# Exercise directions
Type out the data exactly as given. Skip any image.
━━━━
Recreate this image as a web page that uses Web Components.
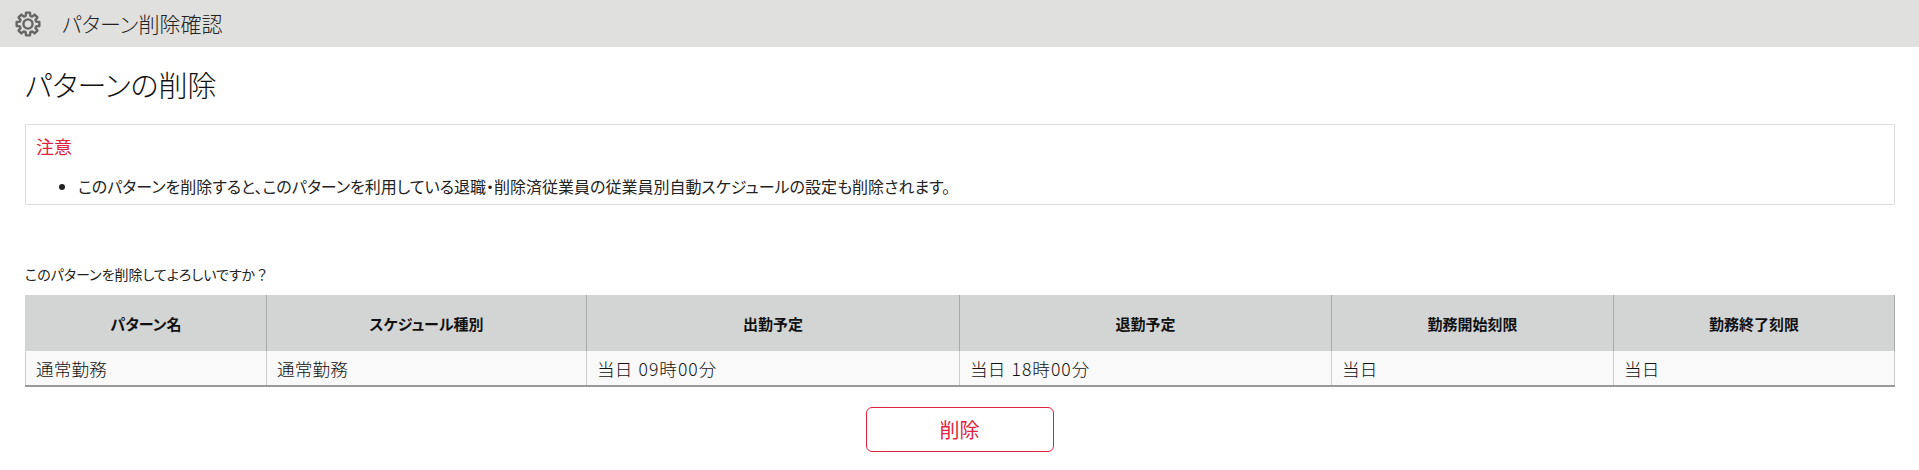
<!DOCTYPE html>
<html lang="ja">
<head>
<meta charset="utf-8">
<title>パターン削除確認</title>
<style>
  html, body { margin: 0; padding: 0; background: #fff; }
  body { font-family: "Noto Sans CJK JP", "Noto Sans", sans-serif; font-weight: 400; color: #222; font-feature-settings: "palt" 1; }
  page-body { padding: 0 24px 0 25px; }
  .fullwidth { font-feature-settings: "palt" 0; }
</style>
</head>
<body>
<title-bar>パターン削除確認</title-bar>
<page-body>
  <page-heading>パターンの削除</page-heading>
  <notice-box label="注意">このパターンを削除すると、このパターンを利用している退職・削除済従業員の従業員別自動スケジュールの設定も削除されます。</notice-box>
  <confirm-text>このパターンを削除してよろしいですか<span class="fullwidth">？</span></confirm-text>
  <pattern-table></pattern-table>
  <danger-button>削除</danger-button>
</page-body>
<script>
class TitleBar extends HTMLElement {
  constructor() {
    super();
    let n = this.attachShadow({ mode: "open" });
    n.innerHTML = `
      <style>
        :host { display: flex; align-items: center; height: 47px; background: #e0e0de; padding-left: 15px; color: #222; font-size: 21px; font-weight: 300; line-height: 47px; }
        svg { width: 26px; height: 26px; margin-right: 21px; flex: none; }
      </style>
      <svg viewBox="-13 -13 26 26" fill="none" stroke="#666" stroke-width="2.4" stroke-linejoin="round">
        <polygon points="8.17,-2.34 11.33,-2 11.33,2 8.17,2.34 7.43,4.12 9.42,6.6 6.6,9.42 4.12,7.43 2.34,8.17 2,11.33 -2,11.33 -2.34,8.17 -4.12,7.43 -6.6,9.42 -9.42,6.6 -7.43,4.12 -8.17,2.34 -11.33,2 -11.33,-2 -8.17,-2.34 -7.43,-4.12 -9.42,-6.6 -6.6,-9.42 -4.12,-7.43 -2.34,-8.17 -2,-11.33 2,-11.33 2.34,-8.17 4.12,-7.43 6.6,-9.42 9.42,-6.6 7.43,-4.12" />
        <circle r="4.6" />
      </svg>
      <slot></slot>
    `;
  }
}
class PageBody extends HTMLElement {
  constructor() {
    super();
    let n = this.attachShadow({ mode: "open" });
    n.innerHTML = `
      <style>
        :host { display: block; }
      </style>
      <slot></slot>
    `;
  }
}
class PageHeading extends HTMLElement {
  constructor() {
    super();
    let n = this.attachShadow({ mode: "open" });
    n.innerHTML = `
      <style>
        :host { display: block; font-size: 29px; font-weight: 300; line-height: 40px; margin-top: 17px; color: #111; }
      </style>
      <slot></slot>
    `;
  }
}
class NoticeBox extends HTMLElement {
  constructor() {
    super();
    let n = this.attachShadow({ mode: "open" });
    n.innerHTML = `
      <style>
        :host { display: block; box-sizing: border-box; height: 81px; margin-top: 20px; border: 1px solid #ddd; padding: 9px 10px 0; }
        .label { color: #e0223f; font-size: 18px; line-height: 24px; }
        ul { margin: 16px 0 0; padding: 0 0 0 42px; font-size: 16px; line-height: 24px; color: #222; }
      </style>
      <div class="label"></div>
      <ul><li><slot></slot></li></ul>
    `;
    n.querySelector(".label").textContent = this.getAttribute("label");
  }
}
class ConfirmText extends HTMLElement {
  constructor() {
    super();
    let n = this.attachShadow({ mode: "open" });
    n.innerHTML = `
      <style>
        :host { display: block; font-size: 14px; line-height: 20px; margin-top: 59px; color: #222; }
      </style>
      <slot></slot>
    `;
  }
}
class PatternTable extends HTMLElement {
  constructor() {
    super();
    let heads = ["パターン名", "スケジュール種別", "出勤予定", "退勤予定", "勤務開始刻限", "勤務終了刻限"];
    let cells = ["通常勤務", "通常勤務", `当日 <span class="t">09時00分</span>`, `当日 <span class="t">18時00分</span>`, "当日", "当日"];
    let widths = [242, 320, 373, 372, 282, 281];
    let n = this.attachShadow({ mode: "open" });
    n.innerHTML = `
      <style>
        :host { display: block; margin-top: 11px; }
        table { width: 100%; table-layout: fixed; border-collapse: separate; border-spacing: 0; border-bottom: 2px solid #999; }
        th { height: 56px; padding: 0; background: #d3d5d4; border-right: 1px solid #aaa; font-size: 15px; font-weight: 700; color: #111; }
        td { height: 34px; padding: 0 10px; background: #f9f9f9; border-right: 1px solid #ccc; font-size: 17.6px; font-weight: 300; word-spacing: 2px; letter-spacing: 0.15px; color: #111; }
        .t { letter-spacing: 1px; }
        th:first-child, td:first-child { border-left: 1px solid #ccc; }
        th:first-child { border-left-color: #d3d5d4; }
      </style>
      <table>
        <colgroup>${widths.map((w) => `<col style="width:${w}px">`).join("")}</colgroup>
        <tr>${heads.map((h) => `<th>${h}</th>`).join("")}</tr>
        <tr>${cells.map((c) => `<td>${c}</td>`).join("")}</tr>
      </table>
    `;
  }
}
class DangerButton extends HTMLElement {
  constructor() {
    super();
    let n = this.attachShadow({ mode: "open" });
    n.innerHTML = `
      <style>
        :host { display: flex; justify-content: center; margin-top: 20px; padding-right: 1px; }
        button { box-sizing: border-box; width: 188px; height: 45px; padding: 0; background: #fff; border: 1px solid #e0223f; border-radius: 6px; color: #e0223f; font: inherit; font-size: 20px; font-weight: 400; }
      </style>
      <button><slot></slot></button>
    `;
  }
}
customElements.define("title-bar", TitleBar);
customElements.define("page-body", PageBody);
customElements.define("page-heading", PageHeading);
customElements.define("notice-box", NoticeBox);
customElements.define("confirm-text", ConfirmText);
customElements.define("pattern-table", PatternTable);
customElements.define("danger-button", DangerButton);
</script>
</body>
</html>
━━━━
# Result
Recreate this image as a web page that uses Web Components.
<!DOCTYPE html>
<html lang="ja">
<head>
<meta charset="utf-8">
<title>パターン削除確認</title>
<style>
  html, body { margin: 0; padding: 0; background: #fff; }
  body { font-family: "Noto Sans CJK JP", "Noto Sans", sans-serif; font-weight: 400; color: #222; font-feature-settings: "palt" 1; }
  page-body { padding: 0 24px 0 25px; }
  .fullwidth { font-feature-settings: "palt" 0; }
</style>
</head>
<body>
<title-bar>パターン削除確認</title-bar>
<page-body>
  <page-heading>パターンの削除</page-heading>
  <notice-box label="注意">このパターンを削除すると、このパターンを利用している退職・削除済従業員の従業員別自動スケジュールの設定も削除されます。</notice-box>
  <confirm-text>このパターンを削除してよろしいですか<span class="fullwidth">？</span></confirm-text>
  <pattern-table></pattern-table>
  <danger-button>削除</danger-button>
</page-body>
<script>
class TitleBar extends HTMLElement {
  constructor() {
    super();
    let n = this.attachShadow({ mode: "open" });
    n.innerHTML = `
      <style>
        :host { display: flex; align-items: center; height: 47px; background: #e0e0de; padding-left: 15px; color: #222; font-size: 21px; font-weight: 300; line-height: 47px; }
        svg { width: 26px; height: 26px; margin-right: 21px; flex: none; }
      </style>
      <svg viewBox="-13 -13 26 26" fill="none" stroke="#666" stroke-width="2.4" stroke-linejoin="round">
        <polygon points="8.17,-2.34 11.33,-2 11.33,2 8.17,2.34 7.43,4.12 9.42,6.6 6.6,9.42 4.12,7.43 2.34,8.17 2,11.33 -2,11.33 -2.34,8.17 -4.12,7.43 -6.6,9.42 -9.42,6.6 -7.43,4.12 -8.17,2.34 -11.33,2 -11.33,-2 -8.17,-2.34 -7.43,-4.12 -9.42,-6.6 -6.6,-9.42 -4.12,-7.43 -2.34,-8.17 -2,-11.33 2,-11.33 2.34,-8.17 4.12,-7.43 6.6,-9.42 9.42,-6.6 7.43,-4.12" />
        <circle r="4.6" />
      </svg>
      <slot></slot>
    `;
  }
}
class PageBody extends HTMLElement {
  constructor() {
    super();
    let n = this.attachShadow({ mode: "open" });
    n.innerHTML = `
      <style>
        :host { display: block; }
      </style>
      <slot></slot>
    `;
  }
}
class PageHeading extends HTMLElement {
  constructor() {
    super();
    let n = this.attachShadow({ mode: "open" });
    n.innerHTML = `
      <style>
        :host { display: block; font-size: 29px; font-weight: 300; line-height: 40px; margin-top: 17px; color: #111; }
      </style>
      <slot></slot>
    `;
  }
}
class NoticeBox extends HTMLElement {
  constructor() {
    super();
    let n = this.attachShadow({ mode: "open" });
    n.innerHTML = `
      <style>
        :host { display: block; box-sizing: border-box; height: 81px; margin-top: 20px; border: 1px solid #ddd; padding: 9px 10px 0; }
        .label { color: #e0223f; font-size: 18px; line-height: 24px; }
        ul { margin: 16px 0 0; padding: 0 0 0 42px; font-size: 16px; line-height: 24px; color: #222; }
      </style>
      <div class="label"></div>
      <ul><li><slot></slot></li></ul>
    `;
    n.querySelector(".label").textContent = this.getAttribute("label");
  }
}
class ConfirmText extends HTMLElement {
  constructor() {
    super();
    let n = this.attachShadow({ mode: "open" });
    n.innerHTML = `
      <style>
        :host { display: block; font-size: 14px; line-height: 20px; margin-top: 59px; color: #222; }
      </style>
      <slot></slot>
    `;
  }
}
class PatternTable extends HTMLElement {
  constructor() {
    super();
    let heads = ["パターン名", "スケジュール種別", "出勤予定", "退勤予定", "勤務開始刻限", "勤務終了刻限"];
    let cells = ["通常勤務", "通常勤務", `当日 <span class="t">09時00分</span>`, `当日 <span class="t">18時00分</span>`, "当日", "当日"];
    let widths = [242, 320, 373, 372, 282, 281];
    let n = this.attachShadow({ mode: "open" });
    n.innerHTML = `
      <style>
        :host { display: block; margin-top: 11px; }
        table { width: 100%; table-layout: fixed; border-collapse: separate; border-spacing: 0; border-bottom: 2px solid #999; }
        th { height: 56px; padding: 0; background: #d3d5d4; border-right: 1px solid #aaa; font-size: 15px; font-weight: 700; color: #111; }
        td { height: 34px; padding: 0 10px; background: #f9f9f9; border-right: 1px solid #ccc; font-size: 17.6px; font-weight: 300; word-spacing: 2px; letter-spacing: 0.15px; color: #111; }
        .t { letter-spacing: 1px; }
        th:first-child, td:first-child { border-left: 1px solid #ccc; }
        th:first-child { border-left-color: #d3d5d4; }
      </style>
      <table>
        <colgroup>${widths.map((w) => `<col style="width:${w}px">`).join("")}</colgroup>
        <tr>${heads.map((h) => `<th>${h}</th>`).join("")}</tr>
        <tr>${cells.map((c) => `<td>${c}</td>`).join("")}</tr>
      </table>
    `;
  }
}
class DangerButton extends HTMLElement {
  constructor() {
    super();
    let n = this.attachShadow({ mode: "open" });
    n.innerHTML = `
      <style>
        :host { display: flex; justify-content: center; margin-top: 20px; padding-right: 1px; }
        button { box-sizing: border-box; width: 188px; height: 45px; padding: 0; background: #fff; border: 1px solid #e0223f; border-radius: 6px; color: #e0223f; font: inherit; font-size: 20px; font-weight: 400; }
      </style>
      <button><slot></slot></button>
    `;
  }
}
customElements.define("title-bar", TitleBar);
customElements.define("page-body", PageBody);
customElements.define("page-heading", PageHeading);
customElements.define("notice-box", NoticeBox);
customElements.define("confirm-text", ConfirmText);
customElements.define("pattern-table", PatternTable);
customElements.define("danger-button", DangerButton);
</script>
</body>
</html>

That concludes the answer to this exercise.